*DATA PROVIDED*
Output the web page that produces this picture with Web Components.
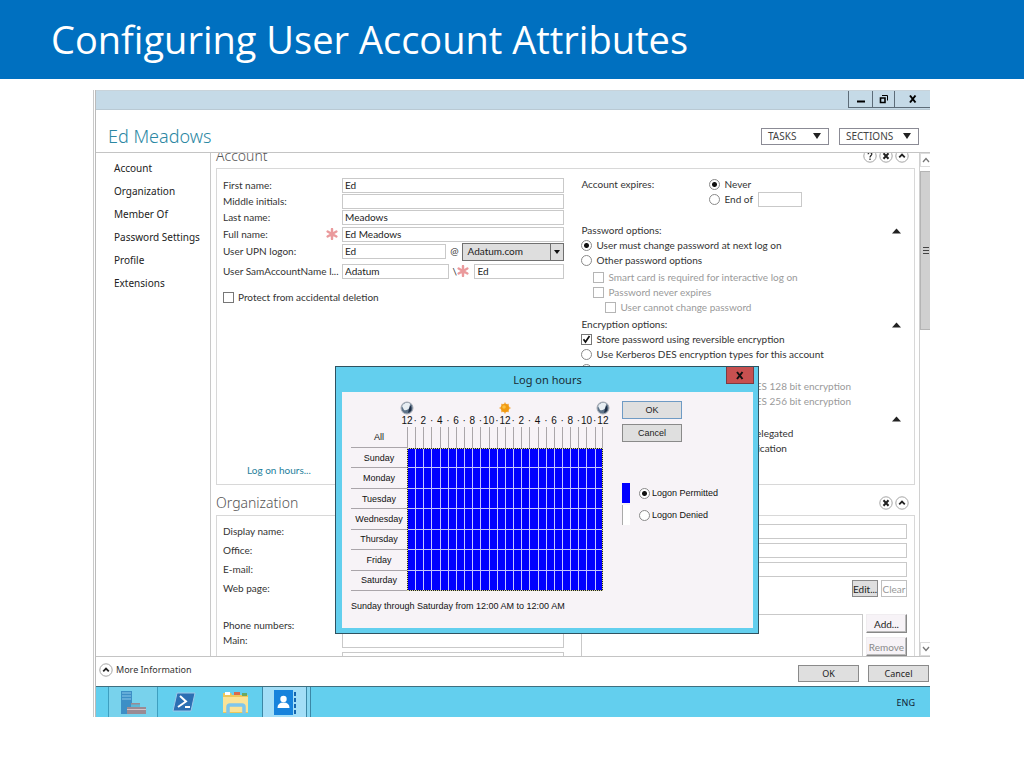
<!DOCTYPE html>
<html lang="en">
<head>
<meta charset="utf-8">
<title>Configuring User Account Attributes</title>
<style>
html,body{margin:0;height:100%}
body{background:#fff;font:10px/15px "Noto Sans","Open Sans",sans-serif;color:#333}
</style>
</head>
<body>
<slide-page></slide-page>
<script>
const define = (name, html, setup) => {
  const tpl = document.createElement('template');
  tpl.innerHTML = '<style>*{box-sizing:border-box}button,input,select{font:inherit;color:inherit;margin:0;border-radius:0}</style>' + html;
  customElements.define(name, class extends HTMLElement {
    constructor() {
      super();
      this.attachShadow({ mode: 'open' }).append(tpl.content.cloneNode(true));
    }
    connectedCallback() { if (setup && !this.ready) { this.ready = true; setup(this, this.shadowRoot); } }
  });
};

/* ---- small controls ---- */
define('star-mark', `
<style>:host{display:inline-flex;width:12px;height:12px;flex:none}</style>
<svg width="12" height="12" viewBox="0 0 12 12" stroke="#ea9a9c" stroke-width="2.4" stroke-linecap="round"><path d="M6 1v10M1.6 3.5l8.8 5M10.4 3.5l-8.8 5"/></svg>`);

define('text-field', `
<style>
:host{display:grid;grid-template-columns:119px 1fr;align-items:center;height:var(--row,16px)}
:host([bare]){display:block;height:auto}
:host([bare]) .caption{display:none}
.caption{display:flex;justify-content:space-between;align-items:center;padding-right:4px;white-space:nowrap}
.box{display:flex;align-items:center;min-width:0}
input{flex:1;min-width:0;width:100%;height:15px;padding:0 2px;border:1px solid #c9c9c9;background:#fff;color:#222}
star-mark{display:none}
:host([required]) star-mark{display:inline-flex}
</style>
<label class="caption" for="f"><span></span><star-mark></star-mark></label>
<div class="box"><input id="f" type="text"><slot></slot></div>`,
(h, r) => {
  r.querySelector('span').textContent = h.hasAttribute('bare') ? '' : h.getAttribute('label') || '';
  const i = r.querySelector('input');
  i.value = h.getAttribute('value') || '';
  i.setAttribute('aria-label', h.getAttribute('label'));
});

define('domain-select', `
<style>
:host{display:block;position:relative;flex:none;width:102px}
select{appearance:none;display:block;width:100%;height:18px;padding:0 16px 0 4px;border:1px solid #707070;background:#dedede;color:#222}
svg{position:absolute;right:0;top:0;pointer-events:none}
</style>
<select aria-label="UPN suffix"><option>Adatum.com</option></select>
<svg width="14" height="18" viewBox="0 0 14 18"><path d="M.5 1v16" stroke="#707070"/><path d="M4 7h6L7 11z" fill="#111"/></svg>`);

define('choice-item', `
<style>
:host{display:flex;align-items:center;height:15px}
label{display:flex;align-items:center;gap:var(--gap,4px);white-space:nowrap}
input{appearance:none;flex:none;width:11px;height:11px;border:1px solid #777;background:#fff}
input[type=radio]{border-radius:50%;border-color:#8a8a8a}
input[type=radio]:checked{background:radial-gradient(circle,#111 0 2px,#fff 3px)}
input[type=checkbox]:checked{background:url("data:image/svg+xml,%3Csvg xmlns='http://www.w3.org/2000/svg' viewBox='0 0 9 9'%3E%3Cpath d='M1.5 4.2l2 2.8 4-6' fill='none' stroke='%23111' stroke-width='1.7'/%3E%3C/svg%3E") center/9px no-repeat}
:host([disabled]){color:#9a9a9a}
:host([disabled]) input{border-color:#b5b5b5}
</style>
<label><input><span><slot></slot></span></label>`,
(h, r) => {
  const i = r.querySelector('input');
  i.type = h.getAttribute('type') || 'radio';
  i.checked = h.hasAttribute('checked');
  i.disabled = h.hasAttribute('disabled');
});

define('push-button', `
<style>
:host{display:block}
button{display:block;width:100%;height:100%;padding:0;line-height:12px;white-space:nowrap;border:1px solid #8a8a8a;background:#dfdfdf;color:#222}
:host([kind=focus]) button{border-color:#6f9bc4}
:host([kind=flat]) button{background:#fff;border-color:#c0c0c0;color:#999}
:host([kind=raised]) button{background:#f7f3f7;border-color:#f0edf0 #888 #888 #f0edf0;box-shadow:inset -1px -1px #bbb}
:host([disabled]) button{color:#8a8a8a}
</style>
<button type="button"><slot></slot></button>`);

define('round-icon', `
<style>
:host{display:block;flex:none;width:14px;height:14px}
button{display:block;padding:0;border:0;background:none}
svg{display:block}g{display:none}
:host([kind=help]) .help,:host([kind=close]) .close,:host([kind=up]) .up{display:block}
</style>
<button type="button"><svg width="14" height="14" viewBox="0 0 14 14" fill="none" stroke="#222">
<circle cx="7" cy="7" r="6.2" stroke="#a5a5a5" fill="#fff"/>
<g class="help"><path d="M5.2 5.2c0-2.4 3.8-2.2 3.6 0-.1 1.300-1.800 1.500-1.800 3.200M7 9.600v1.300" stroke-width="1.200"/></g>
<g class="close"><path d="M4.500 4.300l5 5.400M9.500 4.300l-5 5.400" stroke-width="2"/></g>
<g class="up"><path d="M4.200 8.400L7 5.600l2.800 2.800" stroke-width="1.800"/></g>
</svg></button>`,
(h, r) => r.querySelector('button').setAttribute('aria-label', h.getAttribute('kind')));

define('option-heading', `
<style>:host{display:flex;justify-content:space-between;align-items:center;height:15px}
button{padding:0;border:0;background:none}svg{display:block}</style>
<span><slot></slot></span><button type="button" aria-label="Collapse"><svg width="9" height="6" viewBox="0 0 9 6"><path d="M0 5.500L4.500 .5 9 5.500z" fill="#222"/></svg></button>`);

/* ---- window parts ---- */
define('menu-button', `
<style>button{display:flex;width:100%;align-items:center;justify-content:space-between;height:17px;padding:0 7px 0 6px;border:1px solid #8b8b95;background:#fff;color:#444;line-height:15px}
:host{display:block}</style>
<button type="button"><slot></slot><svg width="8" height="6" viewBox="0 0 8 6"><path d="M0 0h8L4 6z" fill="#222"/></svg></button>`);

define('title-bar', `
<style>
:host{display:flex;justify-content:flex-end;height:20px;background:#c5dae7;border-top:1px solid #c8d3da;border-bottom:1px solid #b9c9d3}
button{height:17px;padding:0;border:1px solid #5d6c78;border-top:0;border-right:0;background:none;display:grid;place-items:center}
.a{width:24px}.b{width:22px}.c{width:36px}
</style>
<button class="a" type="button" aria-label="Minimize"><svg width="10" height="10"><path d="M1 7.500h8" stroke="#000" stroke-width="2"/></svg></button>
<button class="b" type="button" aria-label="Restore"><svg width="10" height="10" fill="none" stroke="#000"><path d="M3 1.500h5.500v5"/><path d="M1.500 4h4.500v4.500H1.500z" stroke-width="1.600"/></svg></button>
<button class="c" type="button" aria-label="Close"><svg width="10" height="10"><path d="M2 1.500l5.500 7M7.500 1.500l-5.500 7" stroke="#000" stroke-width="2"/></svg></button>`);

define('side-nav', `
<style>
:host{display:block;border-right:1px solid #c9c9c9;padding:4px 0 0 18px}
nav{display:flex;flex-direction:column}
a{color:#222;text-decoration:none;height:23px;line-height:23px;white-space:nowrap}
</style>
<nav><a href="#account">Account</a><a href="#organization">Organization</a><a href="#member">Member Of</a><a href="#password">Password Settings</a><a href="#profile">Profile</a><a href="#ext">Extensions</a></nav>`);

define('form-section', `
<style>
:host{display:block}
header{display:flex;align-items:center;height:30px;padding:6px 6px 0 0}
h2{flex:1;margin:0;font:300 14px/20px "Noto Sans","Open Sans",sans-serif;color:#555}
.icons{display:flex;gap:2px}
.body{display:grid;grid-template-columns:342fr 326fr;column-gap:17px;border:1px solid #d8d8d8;padding:var(--pad,8px) 7px 0 6px}
</style>
<header><h2></h2><div class="icons"><slot name="icons"></slot></div></header>
<div class="body"><slot></slot></div>`,
(h, r) => r.querySelector('h2').textContent = h.getAttribute('heading'));

define('account-form', `
<style>
:host{display:block;margin-top:-15px;font-family:Lato,"Open Sans",sans-serif}
.col{display:flex;flex-direction:column;min-width:0}
.full{margin-top:1px}
.upn{--row:19px}.sam{--row:20px}
.at{width:16px;text-align:center}
.slash{display:flex;align-items:center;width:25px;padding-left:3px}
.sam text-field{width:90px}
.protect{margin-top:6px;height:20px}
a{margin:156px 0 6px 24px;color:#1f7f9c;text-decoration:none}
.expires{display:grid;grid-template-columns:128px 1fr;height:46px;align-items:start}
.expires text-field{width:44px;margin-left:5px}
.end{display:flex;align-items:center;height:15px}
.in1{margin-left:12px}.in2{margin-left:24px}
.g2{margin-top:2px}
option-heading{padding-right:6px}
.org{--pad:6px}
.org text-field,.org .buttons{--row:19px;height:19px}
.phones{margin-top:21px;height:12px;line-height:12px}
.buttons{display:flex;justify-content:flex-end;align-items:center;gap:3px}
.buttons push-button{height:17px;width:26px}
.reports{display:grid;grid-template-columns:1fr 41px;gap:3px;margin-top:16px}
.list{border:1px solid #c9c9c9;height:60px}
.side{display:grid;gap:4px;align-content:start}
.side push-button{height:19px}
</style>
<form-section heading="Account" id="account">
  <round-icon slot="icons" kind="help"></round-icon><round-icon slot="icons" kind="close"></round-icon><round-icon slot="icons" kind="up"></round-icon>
  <div class="col">
    <text-field label="First name:" value="Ed"></text-field>
    <text-field label="Middle initials:"></text-field>
    <text-field label="Last name:" value="Meadows"></text-field>
    <text-field class="full" label="Full name:" value="Ed Meadows" required></text-field>
    <text-field class="upn" label="User UPN logon:" value="Ed"><span class="at">@</span><domain-select></domain-select></text-field>
    <text-field class="sam" label="User SamAccountName l..." value="Adatum"><span class="slash">\\<star-mark></star-mark></span><text-field bare label="SamAccountName" value="Ed"></text-field></text-field>
    <choice-item class="protect" type="checkbox">Protect from accidental deletion</choice-item>
    <a href="#hours">Log on hours...</a>
  </div>
  <div class="col">
    <div class="expires"><span>Account expires:</span><div>
      <choice-item checked>Never</choice-item>
      <div class="end"><choice-item>End of</choice-item><text-field bare label="End of"></text-field></div></div></div>
    <option-heading>Password options:</option-heading>
    <choice-item checked>User must change password at next log on</choice-item>
    <choice-item>Other password options</choice-item>
    <choice-item class="in1 g2" type="checkbox" disabled>Smart card is required for interactive log on</choice-item>
    <choice-item class="in1" type="checkbox" disabled>Password never expires</choice-item>
    <choice-item class="in2" type="checkbox" disabled>User cannot change password</choice-item>
    <option-heading class="g2">Encryption options:</option-heading>
    <choice-item type="checkbox" checked>Store password using reversible encryption</choice-item>
    <choice-item>Use Kerberos DES encryption types for this account</choice-item>
    <choice-item>Other encryption options</choice-item>
    <choice-item class="in1 g2" type="checkbox" disabled>This account supports Kerberos AES 128 bit encryption</choice-item>
    <choice-item class="in1" type="checkbox" disabled>This account supports Kerberos AES 256 bit encryption</choice-item>
    <option-heading class="g2"></option-heading>
    <choice-item type="checkbox">Account is sensitive and cannot be delegated</choice-item>
    <choice-item type="checkbox">Do not require Kerberos pre-authentication</choice-item>
  </div>
</form-section>
<form-section heading="Organization" id="organization" class="org">
  <round-icon slot="icons" kind="close"></round-icon><round-icon slot="icons" kind="up"></round-icon>
  <div class="col">
    <text-field label="Display name:"></text-field>
    <text-field label="Office:"></text-field>
    <text-field label="E-mail:"></text-field>
    <text-field label="Web page:"></text-field>
    <div class="phones">Phone numbers:</div>
    <text-field label="Main:"></text-field>
    <text-field label="Home:"></text-field>
  </div>
  <div class="col">
    <text-field label="Job title:"></text-field>
    <text-field label="Department:"></text-field>
    <text-field label="Company:"></text-field>
    <div class="buttons"><push-button>Edit...</push-button><push-button kind="flat">Clear</push-button></div>
    <div class="reports"><div class="list"></div><div class="side"><push-button kind="raised">Add...</push-button><push-button kind="raised" disabled>Remove</push-button></div></div>
  </div>
</form-section>`);

define('scroll-bar', `
<style>
:host{display:grid;grid-template-rows:14px 1fr 14px;row-gap:4px;border-left:1px solid #d0d0d0;overflow:hidden}
.end{display:grid;place-items:center;border:1px solid #dcdcdc;border-right:0}
.thumb{display:grid;place-items:center;height:34%;background:#d0d0d0;border:1px solid #b4b4b4;border-right:0}
</style>
<div class="end"><svg width="8" height="6" fill="none" stroke="#777"><path d="M1 5l3-3.500L7 5" stroke-width="1.300"/></svg></div>
<div><div class="thumb"><svg width="8" height="7" stroke="#444"><path d="M1 .5h6M1 3.500h6M1 6.500h6"/></svg></div></div>
<div class="end"><svg width="8" height="6" fill="none" stroke="#777"><path d="M1 1l3 3.500L7 1" stroke-width="1.300"/></svg></div>`);

define('task-bar', `
<style>
:host{display:flex;align-items:stretch;height:31px;border-top:1px solid #3f6f80;background:#63cfee;color:#123;padding:0 15px 0 12px;overflow:hidden}
button{border:0;padding:0;background:none;display:grid;place-items:center}
.server{width:50px;border:1px solid #3e9fc0;border-width:0 1px;background:#78d2ec}
.plain{width:52px}
.active{width:45px;border:1px solid #3b87a6;border-width:0 1px;background:#a3def7}
.stack{width:4px;border-right:1px solid #3b87a6;background:#86d6f1}
.lang{margin-left:auto;line-height:31px;font-size:9px}
</style>
<button class="server" type="button" aria-label="Server Manager"><svg width="28" height="25" viewBox="0 0 28 25"><path d="M2 1h11v23H2z" fill="#3d8fc6"/><path d="M3 3h9M3 6h9M3 9h9" stroke="#8cc8ea"/><path d="M8 17h4v-4h9v4h6v7H8z" fill="#9a8a93"/><path d="M12 14.500h9V17h-9z" fill="#5bb8d8"/><path d="M8 19.500h19" stroke="#d4c3c8"/></svg></button>
<button class="plain" type="button" aria-label="PowerShell"><svg width="24" height="20" viewBox="0 0 24 20"><path d="M5 1h18l-4 18H1z" fill="#2c6fb3" stroke="#9fc9ea"/><path d="M8 4l6 5.500L6 15M13 15h5" fill="none" stroke="#fff" stroke-width="2"/></svg></button>
<button class="plain" type="button" aria-label="File Explorer"><svg width="28" height="25" viewBox="0 0 28 25"><path d="M1 3h8l1 2h16v18H1z" fill="#eec75a"/><path d="M3 2h5v3H3z" fill="#fff"/><path d="M12 2h6v3h-6z" fill="#d96a4a"/><path d="M20 3h5v3h-5z" fill="#6aa860"/><path d="M1 7h25v15H1z" fill="#fbe397"/><path d="M6 24v-7q0-2 2-2h12q2 0 2 2v7" fill="none" stroke="#7fc6ec" stroke-width="3.500"/></svg></button>
<button class="active" type="button" aria-label="Active Directory"><svg width="25" height="25" viewBox="0 0 25 25"><path d="M2 0h19v25H2z" fill="#1783dc"/><circle cx="11.500" cy="9" r="3.200" fill="#fff"/><path d="M5.500 18q0-5.500 6-5.500t6 5.500z" fill="#fff"/><path d="M23 2v4M23 8v4M23 14v4M23 20v4" stroke="#1565b0" stroke-width="2"/></svg></button>
<span class="stack"></span>
<span class="lang">ENG</span>`);

/* ---- log on hours ---- */
define('hours-grid', `
<style>
:host{display:block;width:252px}
.icons{display:flex;justify-content:space-between;margin:0 -7px 0 49px;height:14px}
.hours{display:grid;grid-template-columns:repeat(25,1fr);margin:0 -4px 0 52px;height:12px;font-size:10px;line-height:12px;color:#111}
.hours span{display:flex;justify-content:center;min-width:0}
.wrap{position:relative}
table{table-layout:fixed;width:100%;height:164px;border-collapse:separate;border-spacing:0}
thead tr{height:21px}
tbody tr{height:20px}
th{width:56px;padding:0;font-weight:400;line-height:12px;color:#111;border-bottom:1px solid #aaa5aa;text-align:center}
td{padding:0}
thead td{border-left:1px solid #aaa6aa}
thead td:last-child{border-right:1px solid #aaa6aa}
tbody td{background:#00f;border-left:1px solid #c4c4ff;border-bottom:1px solid #c4c4ff}
.marquee{position:absolute;left:56px;right:0;top:21px;bottom:0;border:1px solid #222;outline:1px dotted #d8d8a0;outline-offset:-1px}
</style>
<div class="icons">
<svg width="14" height="14"><circle cx="7" cy="7" r="6" fill="#5e7389" stroke="#a9adb5"/><path d="M2 5a5.500 5.500 0 0 1 8-2.500A5 5 0 0 1 4 9z" fill="#e8eef3"/><path d="M10 4a6 6 0 0 1 1 6l-3 2z" fill="#1d2c44"/></svg>
<svg width="14" height="14"><path d="M7 1l1.400 2 2.600-.3-.3 2.500L13 7l-2.300 1.800.3 2.500-2.600-.3L7 13l-1.400-2-2.600.3.300-2.500L1 7l2.300-1.800L3 2.700l2.600.3z" fill="#f2b25a"/><circle cx="7" cy="7" r="4" fill="#f09a10"/><circle cx="6" cy="6" r="1.800" fill="#fcc040"/></svg>
<svg width="14" height="14"><circle cx="7" cy="7" r="6" fill="#5e7389" stroke="#a9adb5"/><path d="M2 5a5.500 5.500 0 0 1 8-2.500A5 5 0 0 1 4 9z" fill="#e8eef3"/><path d="M10 4a6 6 0 0 1 1 6l-3 2z" fill="#1d2c44"/></svg>
</div>
<div class="hours"></div>
<div class="wrap"><table></table><div class="marquee"></div></div>`,
(h, r) => {
  const row = name => '<tr><th scope="row">' + name + '</th>' + '<td></td>'.repeat(24) + '</tr>';
  r.querySelector('.hours').innerHTML = Array.from({ length: 25 }, (_, i) =>
    '<span>' + (i % 2 ? '·' : (i % 12 || 12) ) + '</span>').join('');
  r.querySelector('table').innerHTML = '<thead>' + row('All') + '</thead><tbody>' +
    ['Sunday', 'Monday', 'Tuesday', 'Wednesday', 'Thursday', 'Friday', 'Saturday'].map(row).join('') + '</tbody>';
});

define('logon-dialog', `
<style>
:host{display:block;border:1px solid #2f5260;background:#63cfee;padding:0 5px 5px 6px}
header{position:relative;height:25px;text-align:center;font-size:11px;line-height:25px;color:#1a2c34}
.x{position:absolute;right:-1px;top:0;width:28px;height:17px;padding:0;border:1px solid #7c3b42;border-top:0;background:#c75050;display:grid;place-items:center}
.body{display:flex;gap:19px;background:#f7f3f7;height:236px;padding:9px 0 0 9px;font:9px/12px "Liberation Sans",Arial,sans-serif;color:#111}
.summary{margin:9px 0 0;white-space:nowrap;width:252px}
.actions{display:flex;flex-direction:column;width:60px;--gap:2px}
push-button{height:18px}
push-button + push-button{margin-top:5px}
.legend{display:grid;grid-template-columns:8px auto;gap:2px 9px;margin-top:41px;align-items:center}
.swatch{height:20px;background:#00f}
.swatch.off{background:#fff;border-left:1px solid #aaa}
</style>
<header>Log on hours<button class="x" type="button" aria-label="Close"><svg width="10" height="9"><path d="M2 1l5.500 7M7.500 1L2 8" stroke="#111" stroke-width="2"/></svg></button></header>
<div class="body">
  <div><hours-grid></hours-grid><p class="summary">Sunday through Saturday from 12:00 AM to 12:00 AM</p></div>
  <div class="actions"><push-button kind="focus">OK</push-button><push-button>Cancel</push-button>
    <div class="legend"><span class="swatch"></span><choice-item checked>Logon Permitted</choice-item><span class="swatch off"></span><choice-item>Logon Denied</choice-item></div></div>
</div>`);

define('account-window', `
<style>
:host{position:relative;display:flex;flex-direction:column;border-left:1px solid #c9c9c9;padding-left:1px;min-height:0}
.frame{flex:1;min-height:0;display:flex;flex-direction:column;border-left:1px solid #bbb}
.head{display:flex;align-items:center;gap:10px;height:43px;padding:10px 11px 0 12px;border-bottom:1px solid #c4c4c4}
h1{flex:1;margin:0;font-size:18px;line-height:24px;font-weight:300;color:#2b87a3}
.t{width:68px}.s{width:80px}
.main{flex:1;min-height:0;display:grid;grid-template-columns:115px minmax(0,1fr) 11px;grid-template-rows:minmax(0,1fr);overflow:hidden}
.view{overflow:hidden;padding:0 4px 0 5px}
.foot{display:flex;align-items:center;gap:9px;height:30px;padding:4px 1px 0 3px;border-top:1px solid #c4c4c4;font-size:9px}
.more{display:flex;align-items:center;gap:3px;flex:1;padding-bottom:8px}
.foot push-button{width:61px;height:17px}
logon-dialog{position:absolute;left:241px;top:276px;width:424px}
</style>
<div class="frame">
<title-bar></title-bar>
<div class="head"><h1>Ed Meadows</h1><menu-button class="t">TASKS</menu-button><menu-button class="s">SECTIONS</menu-button></div>
<div class="main"><side-nav></side-nav><div class="view"><account-form></account-form></div><scroll-bar></scroll-bar></div>
<div class="foot"><div class="more"><round-icon kind="up"></round-icon>More Information</div><push-button>OK</push-button><push-button>Cancel</push-button></div>
<task-bar></task-bar>
</div>
<logon-dialog role="dialog" aria-label="Log on hours"></logon-dialog>`);

define('slide-page', `
<style>
:host{display:flex;flex-direction:column;height:100vh;min-height:700px}
header{background:#0070c0;height:79px;padding:0 51px;color:#fff}
h1{margin:0;font:400 38px/79px "Open Sans","Noto Sans",sans-serif}
account-window{flex:1;margin:11px 94px 51px 93px}
</style>
<header><h1>Configuring User Account Attributes</h1></header>
<account-window></account-window>`);
</script>
</body>
</html>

*WHAT TO DO*
How many of the lines above hold the word "page"? Give only that number.

*RESULT OF THE TASK*
4